* [Task to carry out]:
Gather every line that includes the word "this", please.

(Records with interface code)
## Begin

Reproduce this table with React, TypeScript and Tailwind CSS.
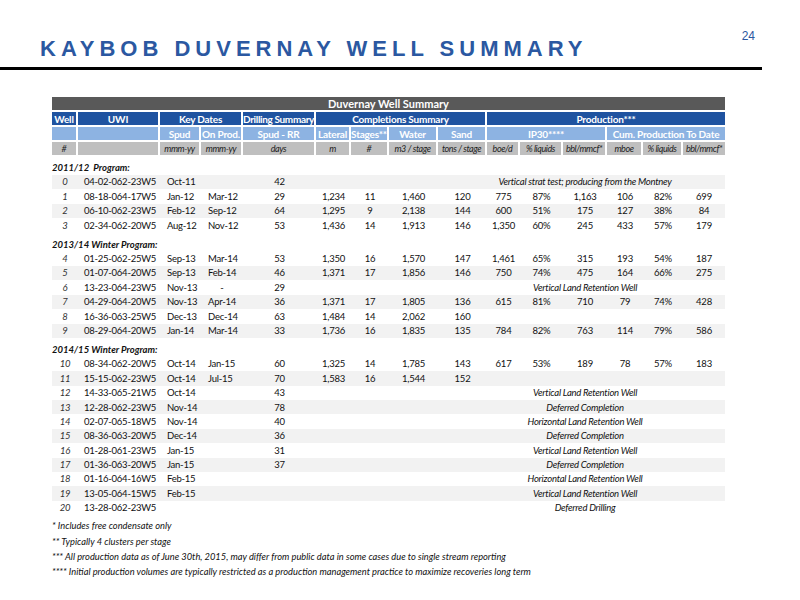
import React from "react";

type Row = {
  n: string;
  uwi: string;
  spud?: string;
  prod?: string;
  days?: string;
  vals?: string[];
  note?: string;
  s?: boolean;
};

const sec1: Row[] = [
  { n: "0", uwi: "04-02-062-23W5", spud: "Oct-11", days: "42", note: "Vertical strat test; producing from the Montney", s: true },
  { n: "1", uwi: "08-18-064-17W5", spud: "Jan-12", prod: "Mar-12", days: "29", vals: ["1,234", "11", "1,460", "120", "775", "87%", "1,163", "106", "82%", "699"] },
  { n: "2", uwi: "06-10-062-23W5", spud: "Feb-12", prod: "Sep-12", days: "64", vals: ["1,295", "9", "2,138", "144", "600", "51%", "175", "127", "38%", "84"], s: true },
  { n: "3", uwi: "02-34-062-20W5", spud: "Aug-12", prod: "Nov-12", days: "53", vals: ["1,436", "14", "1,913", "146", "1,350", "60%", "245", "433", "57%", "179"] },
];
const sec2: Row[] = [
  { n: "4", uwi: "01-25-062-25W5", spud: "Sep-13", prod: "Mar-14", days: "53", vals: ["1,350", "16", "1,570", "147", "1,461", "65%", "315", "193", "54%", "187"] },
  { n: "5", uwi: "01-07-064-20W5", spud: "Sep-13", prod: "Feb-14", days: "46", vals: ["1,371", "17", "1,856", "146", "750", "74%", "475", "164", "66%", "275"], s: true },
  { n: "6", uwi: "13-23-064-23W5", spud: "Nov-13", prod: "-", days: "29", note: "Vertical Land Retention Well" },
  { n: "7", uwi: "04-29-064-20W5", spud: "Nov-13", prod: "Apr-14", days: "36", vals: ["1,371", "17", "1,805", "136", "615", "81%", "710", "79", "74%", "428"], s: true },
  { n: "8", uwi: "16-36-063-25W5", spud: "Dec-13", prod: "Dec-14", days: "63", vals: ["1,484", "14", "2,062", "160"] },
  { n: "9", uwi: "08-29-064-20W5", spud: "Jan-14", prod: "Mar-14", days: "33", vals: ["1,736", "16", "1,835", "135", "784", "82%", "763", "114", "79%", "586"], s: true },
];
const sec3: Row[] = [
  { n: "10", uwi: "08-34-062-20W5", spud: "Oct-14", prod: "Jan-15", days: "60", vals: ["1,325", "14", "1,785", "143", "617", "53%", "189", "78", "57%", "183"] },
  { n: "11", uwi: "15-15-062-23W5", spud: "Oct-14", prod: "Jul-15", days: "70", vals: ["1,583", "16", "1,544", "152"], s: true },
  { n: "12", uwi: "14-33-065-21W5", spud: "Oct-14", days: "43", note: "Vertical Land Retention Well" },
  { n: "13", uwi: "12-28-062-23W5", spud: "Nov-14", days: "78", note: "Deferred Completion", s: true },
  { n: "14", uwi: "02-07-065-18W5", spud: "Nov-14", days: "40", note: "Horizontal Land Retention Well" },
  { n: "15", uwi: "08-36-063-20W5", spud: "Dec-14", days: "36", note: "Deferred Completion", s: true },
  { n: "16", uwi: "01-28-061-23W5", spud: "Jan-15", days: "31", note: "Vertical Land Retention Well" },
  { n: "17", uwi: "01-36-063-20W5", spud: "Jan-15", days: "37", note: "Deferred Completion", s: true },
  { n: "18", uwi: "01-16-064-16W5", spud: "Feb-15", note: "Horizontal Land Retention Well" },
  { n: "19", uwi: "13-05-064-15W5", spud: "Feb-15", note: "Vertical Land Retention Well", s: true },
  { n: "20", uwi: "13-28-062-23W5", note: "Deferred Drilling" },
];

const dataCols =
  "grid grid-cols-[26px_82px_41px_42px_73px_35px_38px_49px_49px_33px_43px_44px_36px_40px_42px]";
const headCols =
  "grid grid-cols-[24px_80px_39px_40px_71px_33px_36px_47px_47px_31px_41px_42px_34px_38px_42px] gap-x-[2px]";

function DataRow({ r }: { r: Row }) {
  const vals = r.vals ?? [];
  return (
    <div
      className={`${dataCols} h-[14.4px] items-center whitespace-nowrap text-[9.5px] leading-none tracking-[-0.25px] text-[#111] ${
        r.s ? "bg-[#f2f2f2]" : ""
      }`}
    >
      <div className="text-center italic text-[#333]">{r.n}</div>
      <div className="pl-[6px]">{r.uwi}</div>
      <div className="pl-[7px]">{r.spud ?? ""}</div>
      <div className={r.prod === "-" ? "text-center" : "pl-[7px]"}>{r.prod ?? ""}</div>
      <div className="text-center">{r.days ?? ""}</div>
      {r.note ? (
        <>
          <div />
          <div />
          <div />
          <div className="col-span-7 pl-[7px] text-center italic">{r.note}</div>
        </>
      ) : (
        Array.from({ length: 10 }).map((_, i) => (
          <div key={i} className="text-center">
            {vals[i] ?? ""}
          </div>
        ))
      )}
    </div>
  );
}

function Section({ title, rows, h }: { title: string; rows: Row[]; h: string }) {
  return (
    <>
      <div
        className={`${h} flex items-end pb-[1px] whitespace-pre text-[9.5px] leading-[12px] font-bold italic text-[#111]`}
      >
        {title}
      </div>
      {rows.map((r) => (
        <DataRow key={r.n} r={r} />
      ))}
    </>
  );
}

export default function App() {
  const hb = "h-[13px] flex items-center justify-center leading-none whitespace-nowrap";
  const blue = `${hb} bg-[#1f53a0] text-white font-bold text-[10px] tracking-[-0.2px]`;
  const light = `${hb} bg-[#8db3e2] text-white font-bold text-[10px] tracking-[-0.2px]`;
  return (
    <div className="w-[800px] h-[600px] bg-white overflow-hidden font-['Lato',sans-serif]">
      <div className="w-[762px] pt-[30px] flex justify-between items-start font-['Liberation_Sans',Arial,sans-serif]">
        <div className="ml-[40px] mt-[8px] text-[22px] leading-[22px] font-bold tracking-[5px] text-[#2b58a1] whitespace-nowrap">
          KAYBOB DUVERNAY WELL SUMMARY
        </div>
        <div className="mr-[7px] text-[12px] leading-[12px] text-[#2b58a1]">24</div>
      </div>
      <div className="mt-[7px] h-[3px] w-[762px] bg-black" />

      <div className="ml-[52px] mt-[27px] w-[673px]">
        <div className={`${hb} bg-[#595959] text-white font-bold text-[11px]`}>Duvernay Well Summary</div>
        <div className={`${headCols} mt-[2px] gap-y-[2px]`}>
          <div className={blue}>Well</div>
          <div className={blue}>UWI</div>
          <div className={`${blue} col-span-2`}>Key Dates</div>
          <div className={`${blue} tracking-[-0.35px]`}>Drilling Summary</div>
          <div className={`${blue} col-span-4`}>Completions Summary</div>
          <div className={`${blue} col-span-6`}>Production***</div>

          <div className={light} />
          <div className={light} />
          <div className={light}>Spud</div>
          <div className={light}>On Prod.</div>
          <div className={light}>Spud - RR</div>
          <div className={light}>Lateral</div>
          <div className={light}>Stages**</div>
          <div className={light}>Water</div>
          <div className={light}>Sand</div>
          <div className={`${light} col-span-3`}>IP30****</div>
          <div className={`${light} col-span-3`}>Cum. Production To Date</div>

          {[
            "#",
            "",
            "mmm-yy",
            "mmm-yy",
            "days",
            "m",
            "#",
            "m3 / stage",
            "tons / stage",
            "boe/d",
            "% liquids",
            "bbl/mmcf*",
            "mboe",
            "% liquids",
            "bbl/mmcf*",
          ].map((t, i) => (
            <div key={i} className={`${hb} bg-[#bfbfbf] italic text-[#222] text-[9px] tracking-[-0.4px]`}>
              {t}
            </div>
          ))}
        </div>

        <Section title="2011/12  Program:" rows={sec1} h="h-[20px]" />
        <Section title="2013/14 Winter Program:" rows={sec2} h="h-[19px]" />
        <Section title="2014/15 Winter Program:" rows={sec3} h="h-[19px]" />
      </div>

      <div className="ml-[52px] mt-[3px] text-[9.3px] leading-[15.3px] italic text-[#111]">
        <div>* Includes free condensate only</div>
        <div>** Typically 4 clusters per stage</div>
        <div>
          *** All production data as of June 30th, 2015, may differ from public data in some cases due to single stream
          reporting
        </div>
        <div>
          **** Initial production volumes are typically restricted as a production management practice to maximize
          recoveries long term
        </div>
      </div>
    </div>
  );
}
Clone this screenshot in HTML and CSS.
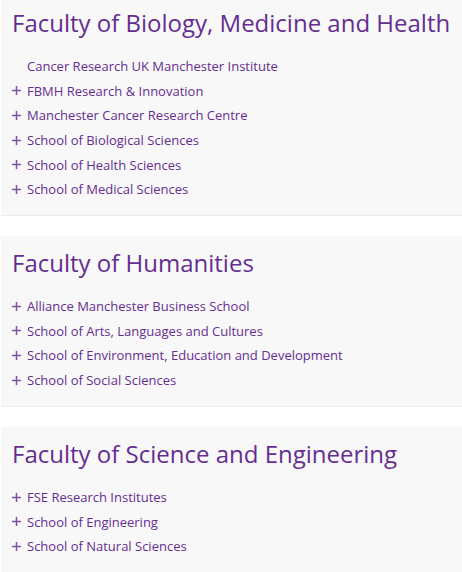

## End

* [Task response]:
Reproduce this table with React, TypeScript and Tailwind CSS.
Clone this screenshot in HTML and CSS.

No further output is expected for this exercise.